The first town meeting of said new town of Easton shall be holden at Staples’ academy, in said town, on the first Monday of August, A. D. 1845, and Walker Sherwood (or in case of his failure, Eli Adams) shall be moderator thereof, and shall warn said meeting by setting up a notification of the same on the public sign-posts of said new town, and such other places as either of said persons may deem proper, at least six days before said first meeting. Said town shall have all the powers at said first meeting incident to other towns in this state, and full right to act accordingly; and the officers elected at said first meeting shall hold their offices until others are chosen and sworn in their stead.
The first meeting of the town of Weston (after the passage of this resolve) shall be held at the academy near the congregational meeting house, in said town, on the fourth Monday of June, A. D. 1845, and David Patchen (or in case of his failure, Oliver C. Sanford) shall be moderator thereof, and shall warn said meeting by setting up a notification of the same on the public sign- posts in said town, and such other places as either of said persons may deem proper, at least six days before said first meeting. And said town shall have full right at said meeting to elect officers of said town, who shall hold their offices until others are chosen and sworn in their stead.

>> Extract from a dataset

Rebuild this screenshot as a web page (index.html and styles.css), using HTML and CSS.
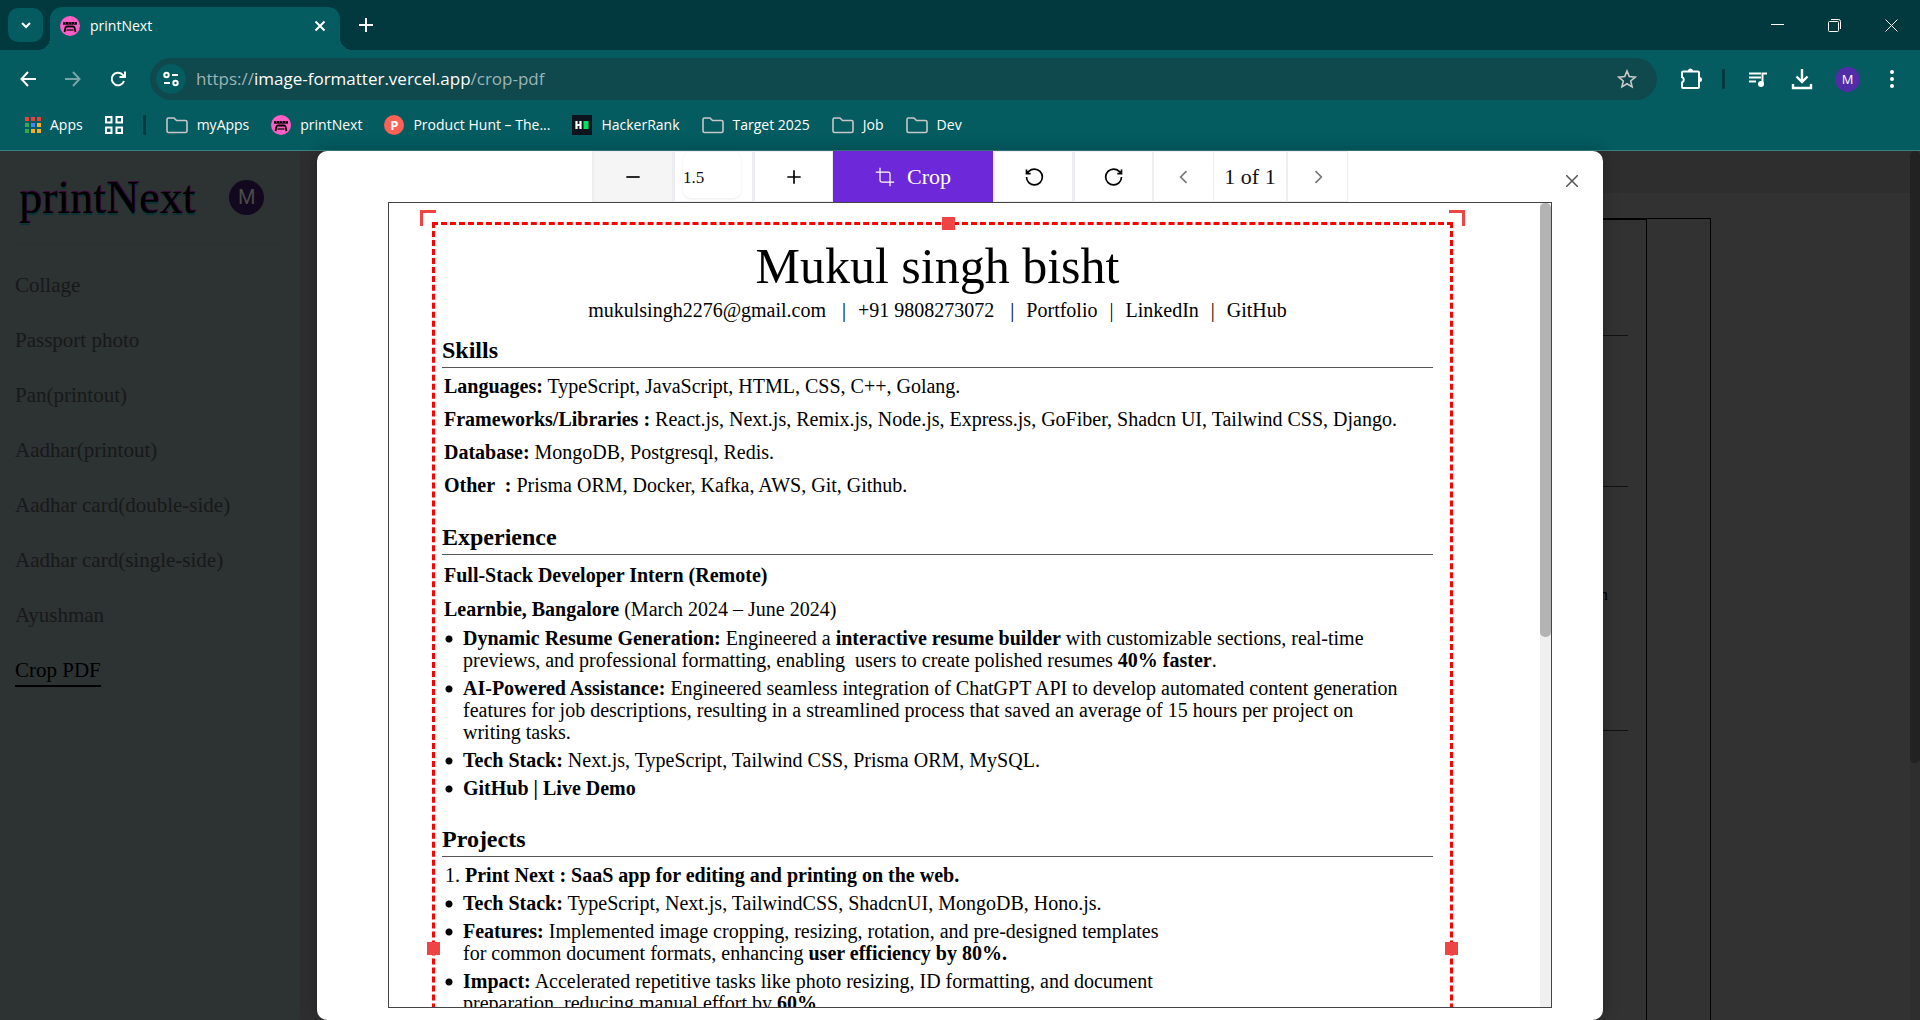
FILE: index.html
```html
<!DOCTYPE html>
<html lang="en">
<head>
<meta charset="utf-8">
<title>printNext</title>
<link rel="stylesheet" href="styles.css">
</head>
<body>
<svg class="defs" aria-hidden="true">
  <symbol id="logo" viewBox="0 0 20 20">
    <circle cx="10" cy="10" r="10" fill="#ff5ec4"/>
    <path d="M3 6h14v2.500H3z" fill="#6b1f52"/>
    <path d="M3 6.500h2v1.500h1V6h2v2h1V6.500h2V8h1V6h2v2h1V6.500h2v2H3z" fill="#000"/>
    <path d="M4.500 16l1-4.500q.4-1 1.500-1h6q1.100 0 1.500 1l1 4.500" fill="none" stroke="#000" stroke-width="1.800"/>
    <path d="M6.500 14h7" stroke="#000" stroke-width="1.200"/>
  </symbol>
  <symbol id="folder" viewBox="0 0 22 20"><path d="M1 4.500Q1 3 2.500 3H8l2.500 2.500h9Q21 5.500 21 7v9q0 1.500-1.500 1.500h-17Q1 17.500 1 16z" fill="none" stroke="#c7c7c7" stroke-width="1.600"/></symbol>
</svg>

<header class="browser">
  <div class="tabstrip">
    <button class="tab-search" aria-label="Search tabs"><svg width="12" height="12" viewBox="0 0 12 12"><path d="M2 4l4 4 4-4" class="ln2"/></svg></button>
    <div class="tab">
      <svg width="20" height="20"><use href="#logo"/></svg>
      <span class="tab-title">printNext</span>
      <button aria-label="Close tab"><svg width="12" height="12" viewBox="0 0 12 12"><path d="M1.500 1.500l9 9m0-9l-9 9" class="ln2"/></svg></button>
    </div>
    <button class="new-tab" aria-label="New tab"><svg width="14" height="14" viewBox="0 0 14 14"><path d="M7 0v14M0 7h14" class="ln2"/></svg></button>
    <div class="win">
      <button aria-label="Minimize"><svg width="13" height="13" viewBox="0 0 13 13"><path d="M0 5.500h13" class="ln1"/></svg></button>
      <button aria-label="Restore"><svg width="13" height="13" viewBox="0 0 13 13"><rect x=".5" y="2.500" width="10" height="10" rx="1" class="ln1"/><path d="M3 .5h7.500q2 0 2 2V10" class="ln1"/></svg></button>
      <button aria-label="Close"><svg width="13" height="13" viewBox="0 0 13 13"><path d="M.5.5l12 12m0-12l-12 12" class="ln1"/></svg></button>
    </div>
  </div>

  <div class="toolbar">
    <nav class="history">
      <button aria-label="Back"><svg width="16" height="16" viewBox="0 0 16 16"><path d="M8 1L1.500 8 8 15M1.500 8H16" class="ln2"/></svg></button>
      <button aria-label="Forward" class="dim"><svg width="16" height="16" viewBox="0 0 16 16"><path d="M8 1l6.500 7L8 15M14.500 8H0" class="ln2"/></svg></button>
      <button aria-label="Reload"><svg width="16" height="16" viewBox="0 0 16 16"><path d="M14 10a6.300 6.300 0 1 1-1.400-6.400L14.500 6M15 .5V6H9.500" class="ln2"/></svg></button>
    </nav>
    <div class="address">
      <button class="site" aria-label="Site information"><svg width="16" height="16" viewBox="0 0 16 16"><g class="ln2"><circle cx="3.500" cy="4" r="2.200"/><path d="M9 4h6M1 12h6"/><circle cx="12.500" cy="12" r="2.200"/></g></svg></button>
      <p class="url">https://<b>image-formatter.vercel.app</b>/crop-pdf</p>
      <button aria-label="Bookmark"><svg width="20" height="20" viewBox="0 0 20 20"><path d="M10 2l2.300 5.600 6 .5-4.600 3.900 1.400 5.900L10 14.800 4.900 17.900 6.300 12 1.700 8.100l6-.5z" fill="none" stroke="#c9c9c9" stroke-width="1.600"/></svg></button>
    </div>
    <div class="actions">
      <button aria-label="Extensions"><svg width="24" height="24" viewBox="0 0 24 24"><path d="M4 5.500q0-1 1-1h15q1 0 1 1V20q0 1-1 1H5q-1 0-1-1v-4.500a3 3 0 0 0 0-5.500z" transform="translate(-1 0)" class="ln2"/><path d="M9 4a2.500 2.500 0 0 1 5 0zM20.500 10a2.500 2.500 0 0 1 0 5z" fill="#fff"/></svg></button>
      <span class="sep"></span>
      <button aria-label="Media"><svg width="22" height="22" viewBox="0 0 22 22"><path d="M2 5.500h12M2 9.500h12M2 13.500h7" class="ln2"/><path d="M15.500 16V5.500H20" class="ln2"/><circle cx="14" cy="16" r="3" fill="#fff"/></svg></button>
      <button aria-label="Downloads"><svg width="22" height="22" viewBox="0 0 22 22"><path d="M11 1v13M5.500 8.500L11 14l5.500-5.500M2 16v4h18v-4" fill="none" stroke="#fff" stroke-width="2.400"/></svg></button>
      <button class="me" aria-label="Profile">M</button>
      <button class="dots" aria-label="Menu"><svg width="6" height="20" viewBox="0 0 6 20"><g fill="#fff"><circle cx="3" cy="3" r="2"/><circle cx="3" cy="10" r="2"/><circle cx="3" cy="17" r="2"/></g></svg></button>
    </div>
  </div>

  <nav class="bookmarks">
    <a href="#"><svg width="16" height="18" viewBox="0 0 16 18"><g fill="#ea4335"><path d="M0 1h4v4H0zM6 1h4v4H6zM12 1h4v4h-4z"/></g><path d="M0 7h4v4H0zM0 13h4v4H0z" fill="#34a853"/><path d="M6 7h4v4H6z" fill="#4285f4"/><path d="M12 7h4v4h-4zM6 13h4v4H6zM12 13h4v4h-4z" fill="#fbae17"/></svg>Apps</a>
    <a href="#" aria-label="Tab groups"><svg width="18" height="18" viewBox="0 0 18 18"><path d="M1 1h5.500v5.500H1zM11.500 1H17v5.500h-5.500zM1 11.500h5.500V17H1zM11.500 11.500H17V17h-5.500z" class="ln2"/></svg></a>
    <span class="sep"></span>
    <a href="#"><svg width="22" height="20"><use href="#folder"/></svg>myApps</a>
    <a href="#"><svg width="20" height="20"><use href="#logo"/></svg>printNext</a>
    <a href="#"><span class="ph">P</span>Product Hunt – The...</a>
    <a href="#"><svg width="20" height="20" viewBox="0 0 20 20"><path d="M0 0h20v20H0z" fill="#0e141e"/><path d="M4.500 6v8M8.500 6v8M4.500 10h4" stroke="#fff" stroke-width="2.200"/><path d="M11.500 6h5v8h-5z" fill="#00e35f"/></svg>HackerRank</a>
    <a href="#"><svg width="22" height="20"><use href="#folder"/></svg>Target 2025</a>
    <a href="#"><svg width="22" height="20"><use href="#folder"/></svg>Job</a>
    <a href="#"><svg width="22" height="20"><use href="#folder"/></svg>Dev</a>
  </nav>
</header>

<div class="app">
  <aside class="sidebar">
    <div class="brand"><span class="wordmark">printNext</span><span class="avatar">M</span></div>
    <nav class="menu">
      <a href="#">Collage</a>
      <a href="#">Passport photo</a>
      <a href="#">Pan(printout)</a>
      <a href="#">Aadhar(printout)</a>
      <a href="#">Aadhar card(double-side)</a>
      <a href="#">Aadhar card(single-side)</a>
      <a href="#">Ayushman</a>
      <a href="#" class="active">Crop PDF</a>
    </nav>
  </aside>

  <main class="workspace">
    <div class="strip"></div>
    <div class="sheet"><div class="sheet-page">
      <hr><hr><p>n</p><hr>
    </div></div>
  </main>
  <div class="page-scroll"><i></i></div>

  <div class="overlay">
    <section class="modal" role="dialog" aria-label="Crop PDF">
      <button class="close" aria-label="Close"><svg width="12" height="12" viewBox="0 0 12 12"><path d="M0 0l12 12m0-12L0 12" stroke="#555" stroke-width="1.500"/></svg></button>
      <div class="tools">
        <button class="soft" aria-label="Zoom out"><svg class="ic" viewBox="0 0 24 24"><path d="M4 12h16"/></svg></button>
        <label class="zoom"><input type="text" value="1.5" aria-label="Zoom level"></label>
        <button aria-label="Zoom in"><svg class="ic" viewBox="0 0 24 24"><path d="M4 12h16M12 4v16"/></svg></button>
        <button class="crop"><svg class="ic thin" viewBox="0 0 24 24"><path d="M6 1v15a2 2 0 0 0 2 2h15M1 6h15a2 2 0 0 1 2 2v15"/></svg>Crop</button>
        <button aria-label="Rotate left"><svg class="ic" viewBox="0 0 24 24"><path d="M3 12a9.500 9.500 0 1 0 9.500-9.500 9.800 9.800 0 0 0-6.800 2.700L3 8M3 3v5h5"/></svg></button>
        <button aria-label="Rotate right"><svg class="ic" viewBox="0 0 24 24"><path d="M21 12a9.500 9.500 0 1 1-9.500-9.500c2.600 0 5 1 6.800 2.700L21 8M21 3v5h-5"/></svg></button>
        <button class="pg" aria-label="Previous page"><svg class="ic" viewBox="0 0 24 24"><path d="M15 5l-7 7 7 7"/></svg></button>
        <span class="count">1 of 1</span>
        <button class="pg" aria-label="Next page"><svg class="ic" viewBox="0 0 24 24"><path d="M9 5l7 7-7 7"/></svg></button>
      </div>

      <div class="viewer">
        <article class="resume">
          <h1>Mukul singh bisht</h1>
          <p class="contact"><span>mukulsingh2276@gmail.com</span><span class="wide">|</span><span>+91 9808273072</span><span class="wide">|</span><span>Portfolio</span><span>|</span><span>LinkedIn</span><span>|</span><span>GitHub</span></p>

          <h2>Skills</h2>
          <div class="skills">
            <p><b>Languages:</b> TypeScript, JavaScript, HTML, CSS, C++, Golang.</p>
            <p><b>Frameworks/Libraries :</b> React.js, Next.js, Remix.js, Node.js, Express.js, GoFiber, Shadcn UI, Tailwind CSS, Django.</p>
            <p><b>Database:</b> MongoDB, Postgresql, Redis.</p>
            <p><b>Other &nbsp;:</b> Prisma ORM, Docker, Kafka, AWS, Git, Github.</p>
          </div>

          <h2 class="exp">Experience</h2>
          <div class="job">
            <p><b>Full-Stack Developer Intern (Remote)</b></p>
            <p><b>Learnbie, Bangalore</b> (March 2024 – June 2024)</p>
          </div>
          <ul>
            <li><b>Dynamic Resume Generation:</b> Engineered a <b>interactive resume builder</b> with customizable sections, real-time<br>previews, and professional formatting, enabling&nbsp; users to create polished resumes <b>40% faster</b>.</li>
            <li><b>AI-Powered Assistance:</b> Engineered seamless integration of ChatGPT API to develop automated content generation<br>features for job descriptions, resulting in a streamlined process that saved an average of 15 hours per project on<br>writing tasks.</li>
            <li><b>Tech Stack:</b> Next.js, TypeScript, Tailwind CSS, Prisma ORM, MySQL.</li>
            <li><b>GitHub | Live Demo</b></li>
          </ul>

          <h2 class="proj">Projects</h2>
          <p class="project">1. <b>Print Next : SaaS app for editing and printing on the web.</b></p>
          <ul>
            <li><b>Tech Stack:</b> TypeScript, Next.js, TailwindCSS, ShadcnUI, MongoDB, Hono.js.</li>
            <li><b>Features:</b> Implemented image cropping, resizing, rotation, and pre-designed templates<br>for common document formats, enhancing <b>user efficiency by 80%.</b></li>
            <li><b>Impact:</b> Accelerated repetitive tasks like photo resizing, ID formatting, and document<br>preparation, reducing manual effort by <b>60%</b>.</li>
          </ul>
        </article>
        <div class="cropbox">
          <i class="corner tl"></i><i class="corner tr"></i>
          <i class="handle top"></i><i class="handle left"></i><i class="handle right"></i>
        </div>
        <div class="scroll"><i></i></div>
      </div>
    </section>
  </div>
</div>
</body>
</html>
```
FILE: styles.css
```css
* { box-sizing: border-box; margin: 0; padding: 0; }
html, body { height: 100%; }
body {
  display: flex; flex-direction: column; overflow: hidden;
  font-family: "Liberation Serif", serif; background: #323232;
}
button { border: 0; background: none; color: inherit; font: inherit; display: flex; align-items: center; justify-content: center; }
a { color: inherit; text-decoration: none; }
svg { display: block; flex: none; }
.defs { width: 0; height: 0; position: absolute; }
.ln1, .ln2 { fill: none; stroke: #fff; }
.ln1 { stroke-width: 1; }
.ln2 { stroke-width: 2; }

/* Browser frame */
.browser {
  flex: none; background: #045b60; color: #fff;
  font: 14px/20px "Open Sans", "Noto Sans", sans-serif;
  border-bottom: 1px solid #3a8186;
}
.tabstrip { display: flex; align-items: center; height: 50px; background: #02393e; padding-left: 8px; }
.tab-search { width: 35px; height: 34px; border-radius: 10px; background: #045b60; }
.tab {
  align-self: flex-end; display: flex; align-items: center; gap: 10px;
  width: 290px; height: 43px; margin-left: 7px; padding: 0 14px 6px 10px;
  background: #045b60; border-radius: 12px 12px 0 0; position: relative;
}
.tab::before, .tab::after {
  content: ""; position: absolute; bottom: 0; width: 12px; height: 12px;
}
.tab::before { left: -12px; background: radial-gradient(circle at 0 0, transparent 12px, #045b60 12px); }
.tab::after { right: -12px; background: radial-gradient(circle at 100% 0, transparent 12px, #045b60 12px); }
.tab-title { flex: 1; }
.new-tab { width: 30px; height: 30px; margin-left: 11px; }
.win { display: flex; margin-left: auto; }
.win button { width: 57px; height: 48px; }
.toolbar { display: flex; align-items: center; height: 58px; padding: 0 25px 0 0; }
.history { display: flex; width: 150px; padding-left: 8px; }
.history button { width: 40px; height: 36px; margin-right: 5px; }
.dim { opacity: .45; }
.address {
  flex: 1; display: flex; align-items: center; height: 42px;
  background: #0f484d; border-radius: 21px; padding: 0 20px 0 6px;
}
.site { width: 30px; height: 30px; border-radius: 15px; background: #045b60; }
.url { flex: 1; margin-left: 10px; font-size: 17px; line-height: 24px; color: #9db4b7; }
.url b { font-weight: 400; color: #fff; }
.actions { display: flex; align-items: center; gap: 22px; padding-left: 22px; }
.sep { width: 3px; height: 20px; background: #02393e; border-radius: 1px; }
.actions .sep { margin-left: -3px; }
.actions .dots { margin-left: 7px; }
.me { width: 25px; height: 25px; border-radius: 50%; background: #512da8; font-size: 13px; }
.bookmarks { display: flex; align-items: center; gap: 22px; height: 42px; padding: 0 0 8px 25px; }
.bookmarks a { display: flex; align-items: center; gap: 9px; }
.bookmarks .sep { margin: 0 -2px; }
.ph { width: 20px; height: 20px; border-radius: 50%; background: #ff6154; font-weight: 700; font-size: 13px; line-height: 20px; text-align: center; }

/* Dimmed application behind the dialog */
.app { flex: 1; min-height: 0; display: flex; position: relative; }
.sidebar { width: 300px; background: #2d3232; padding: 16px 15px; }
.brand { display: flex; align-items: center; gap: 34px; height: 78px; padding: 0 0 16px 4px; border-bottom: 1px solid #2b3030; }
.wordmark { font-size: 46px; line-height: 54px; color: #000; text-shadow: 1px -1px 0 #3c0a3c, 0 2px 0 #053438; }
.avatar { width: 35px; height: 35px; border-radius: 50%; background: #12081f; color: #4a4a4a; font: 20px/35px Roboto, sans-serif; text-align: center; }
.menu { display: flex; flex-direction: column; align-items: flex-start; gap: 23px; margin-top: 25px; font-size: 21px; line-height: 30px; color: #171919; }
.menu a { border-bottom: 2px solid transparent; }
.menu .active { color: #000; border-color: #000; }
.workspace { flex: 1; min-width: 0; overflow: hidden; border-left: 17px solid #2e2e30; }
.strip { height: 42px; background: #2e2e2e; }
.sheet { max-width: 1212px; height: 1600px; margin: 25px 199px 0 auto; border: 1px solid #000; padding: 0 63px 0 0; }
.sheet-page { height: 100%; border: 1px solid #000; padding: 115px 18px 0; text-align: right; }
.sheet-page hr { border: 0; border-top: 1px solid #111; margin-bottom: 150px; }
.sheet-page hr + hr { margin-bottom: 98px; }
.sheet-page p { font-size: 17px; line-height: 20px; padding-right: 20px; margin-bottom: 125px; color: #000; }
.page-scroll { width: 10px; background: #2e2e2e; }
.page-scroll i { display: block; height: 612px; background: #222; border-radius: 5px; }

/* Crop dialog */
.overlay { position: absolute; inset: 0; display: flex; justify-content: center; }
.modal {
  position: relative; display: flex; flex-direction: column;
  width: 100%; max-width: 1286px; padding: 0 51px 12px 71px;
  background: #fff; border-radius: 10px; box-shadow: 0 0 16px rgba(0, 0, 0, .25);
}
.close { position: absolute; top: 20px; right: 21px; width: 20px; height: 20px; }
.tools { display: flex; justify-content: center; height: 51px; }
.tools > * { width: 80px; border: 2px solid #edeef1; border-width: 1px 1px 1px 2px; }
.tools .soft { width: 81px; background: #f5f5f5; }
.zoom { padding: 0 8px; }
.zoom input {
  width: 58px; height: 46px; border: 0; border-radius: 8px; padding: 6px 0 0;
  font: 17px/20px "Liberation Serif", serif; color: #111; box-shadow: 0 1px 3px rgba(0, 0, 0, .08);
}
.tools .crop { width: 160px; gap: 12px; background: #6d28d9; border: 0; color: #fff; font-size: 22px; }
.ic { width: 20px; height: 20px; fill: none; stroke: currentColor; stroke-width: 2; }
.ic.thin { stroke-width: 1.5; }
.tools .pg { width: 61px; color: #777; border-left-width: 1px; }
.tools .count { width: 73px; border-left: 0; font-size: 22px; line-height: 50px; text-align: center; color: #111; }
.viewer { flex: 1; min-height: 0; position: relative; overflow: hidden; border: 1px solid #444; }
.scroll { position: absolute; top: 0; right: 0; bottom: 0; width: 11px; background: #efefef; }
.scroll i { display: block; height: 434px; background: #b3b3b3; border-radius: 5px; }
.cropbox { position: absolute; top: 19px; left: 43px; right: 98px; height: 1452px; border: 3px dashed #f00; }
.corner { position: absolute; top: -15px; width: 16px; height: 16px; border: 3px solid #ef4444; border-bottom: 0; }
.tl { left: -15px; border-right: 0; }
.tr { right: -15px; border-left: 0; }
.handle { position: absolute; width: 13px; height: 13px; background: #ef4444; }
.top { top: -8px; left: 50%; margin-left: -1px; }
.left { left: -8px; top: 50%; margin-top: -6px; }
.right { right: -8px; top: 50%; margin-top: -6px; }

/* Résumé page */
.resume { padding: 33px 118px 0 53px; font-size: 20px; line-height: 22px; color: #000; white-space: nowrap; }
.resume h1 { font-size: 50px; line-height: 60px; font-weight: 400; text-align: center; }
.contact { display: flex; justify-content: center; gap: 12px; line-height: 28px; }
.contact .wide { margin-left: 4px; }
.resume h2 { margin-top: 12px; padding-bottom: 3px; font-size: 24px; line-height: 28px; border-bottom: 1px solid #555; }
.resume .exp { margin-top: 21px; }
.resume .proj { margin-top: 26px; }
.skills { padding: 2px 0 0 2px; line-height: 33px; }
.job { padding: 3px 0 1px 2px; line-height: 34px; }
.resume ul { display: flex; flex-direction: column; gap: 6px; list-style: none; }
.resume li { padding-left: 21px; background: radial-gradient(circle at 7px 12px, #000 3px, transparent 4px); }
.project { padding: 4px 0 3px 3px; line-height: 28px; }
```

Be it further Resolved, That the town deposit fund of the said town of Weston shall belong to and be divided between said towns in proportion to the number of their respective inhabitants. Always provided, that if, after the organization of said town of Easton the selectmen of the aforesaid towns do not agree in the division of the paupers or funds and property belonging to said towns on or before the 15th day of March, A. D. 1846, the selectmen of either town may apply to Alva Gray, of Westport, George Peck, of Fairfield and Levi Edwards, of Monroe, who, or either two of them, are hereby authorized and empowered to divide said paupers and funds and property in manner and form aforesaid; which division shall be final and conclusive; first notifying the selectmen aforesaid of the time and place when the same shall be made.
A bit stunned, the residents of the new Easton had fully expected to retain both the name of the original town and its land records. While the state-selected town names did make geographical sense – Weston and Easton – why wouldn’t the more populous of the two entities, and the one that had not requested the split, retain the original name? The town that had finally been granted its own identity could have easily been named Norfield, or any other of more than a dozen or so monikers that would have been appropriate. Even the petition submitted by the citizens of the old Norfield Parish had suggested, “that the Towns thereby created may be called by such names as said Legislators may direct…” But when those legislators chose to allow the citizens of the old Norfield Parish to retain the Weston name, they also ordered that Easton relinquish the recorded land records to them.
The residents of Easton objected and filed their own petition to be heard during the next legislative session in May of 1846. The petition was presented by Judson Winton and it asked that the state allow Easton to retain both the Weston name and the land records associated with the town. The arguments by both sides were heard and Easton’s request was rejected on June 3rd of that year. Another order was issued by the state to relinquish the town records to its neighbor. So, the name Easton has been with us for the last 175 years, and for no reason other than the state legislature’s decision to grant the town’s original name to the residents of the old Norfield Parish, the official birthday of our town changed from 1787 to 1845. So, today, instead of marking our town’s 233rd birthday, we commemorate its 175th.
Either way, that’s a great many years and a great deal of history.